Dr Michael Clerx
I am interested in the mechanisms underlying cardiac (cellular) electrophysiology and how the interaction of dynamic processes at different scales (gene, ion channel, cell, tissue) gives rise to organised behaviour at the level of the heart. I believe that combining computational modelling with novel experiments is the best way forward, and will lead to improved diagnosis and treatment of genetic and acquired arrhythmias. Now that the degree of variability in cardiac physiology is becoming ever clearer, I want to know how to measure it, what methods are needed to analyse such variable data, and how to incorporate it into models and simulations.
My main project in Oxford is the Cardiac Electrophysiology Web Lab, a tool that takes annotated CellML models and simulation protocols as input, and then produces graphs showing the results for each experiment on every suitable model. Results are stored and publicly visible, so that users can easily browse and compare different models of the cardiac action potential. Starting from an existing prototype, we are extending the Web Lab to incorporate experimental data and variability-aware inference methods that will let users refit (parts of) models to novel data sets. Because all data, models, simulation specifications, and results are public, we hope this will set a new standard for reproducibility and openness in systems physiology, as well as being a useful tool to investigate variability.

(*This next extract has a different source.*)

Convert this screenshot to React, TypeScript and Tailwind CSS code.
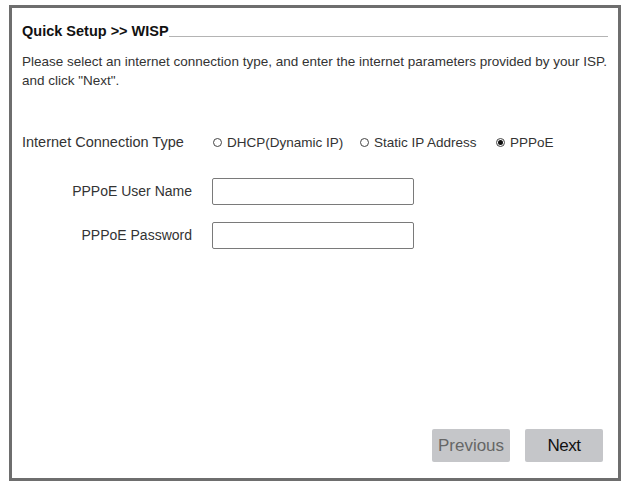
import React from "react";

function Radio({ label, checked }: { label: string; checked?: boolean }) {
  return (
    <label className="flex items-center gap-[5px]">
      <span className="flex h-[9px] w-[9px] items-center justify-center rounded-full border border-[#444]">
        {checked && <span className="h-[5px] w-[5px] rounded-full bg-[#111]" />}
      </span>
      <span>{label}</span>
    </label>
  );
}

function Field({ label }: { label: string }) {
  return (
    <div className="flex items-center">
      <span className="w-[170px] text-right">{label}</span>
      <input
        type="text"
        className="ml-[20px] h-[27px] w-[202px] rounded-[2px] border border-[#7a7a7a] bg-white outline-none"
      />
    </div>
  );
}

export default function App() {
  return (
    <div className="h-[489px] w-[628px] bg-white pl-[9px] pt-[5px] font-['Liberation_Sans',Arial,sans-serif] text-[#333]">
      <div className="flex h-[476px] w-[612px] flex-col border-[3px] border-[#6e6e6e] px-[10px] pt-[15px]">
        <div className="flex items-end">
          <h1 className="text-[14.5px] font-bold leading-[16px] text-[#111]">
            Quick Setup &gt;&gt; WISP
          </h1>
          <div className="mb-[2px] h-px flex-1 bg-[#b4b4b4]" />
        </div>

        <p className="mt-[13px] text-[13.5px] leading-[19px]">
          Please select an internet connection type, and enter the internet parameters provided by your ISP.
          <br />
          and click "Next".
        </p>

        <div className="mt-[42px] flex items-center text-[14.5px]">
          <span className="w-[191px]">Internet Connection Type</span>
          <div className="flex items-center text-[13.5px]">
            <div className="w-[147px]"><Radio label="DHCP(Dynamic IP)" /></div>
            <div className="w-[136px]"><Radio label="Static IP Address" /></div>
            <Radio label="PPPoE" checked />
          </div>
        </div>

        <div className="mt-[24px] flex flex-col gap-[17px] text-[14px]">
          <Field label="PPPoE User Name" />
          <Field label="PPPoE Password" />
        </div>

        <div className="mt-auto mb-[16px] flex justify-end gap-[15px] pr-[5px] text-[17px]">
          <button className="h-[33px] w-[78px] rounded-[2px] bg-[#c5c6c9] text-[#666]">Previous</button>
          <button className="h-[33px] w-[78px] rounded-[2px] bg-[#c5c6c9] tracking-[-0.5px] text-[#111]">Next</button>
        </div>
      </div>
    </div>
  );
}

In addition, I continue to develop and maintain the the modelling tool Myokit and occasionally contribute to CellML development.
I received a BSc in Knowledge Engineering in 2009 and an MSc in Artificial Intelligence in 2011 at Maastricht University, where I stayed until April 2017 when I defended my PhD thesis Multi-Scale Modeling and Variability in Cardiac Cellular Electrophysiology.
Since May 2017 I've been a post-doctoral researcher in the computational biology group in Oxford, where I'm working on the Cardiac Electrophysiology Web Lab and related projects such as PINTS to make cardiac electrophysiology modelling more reproducible - and easier too, where possible.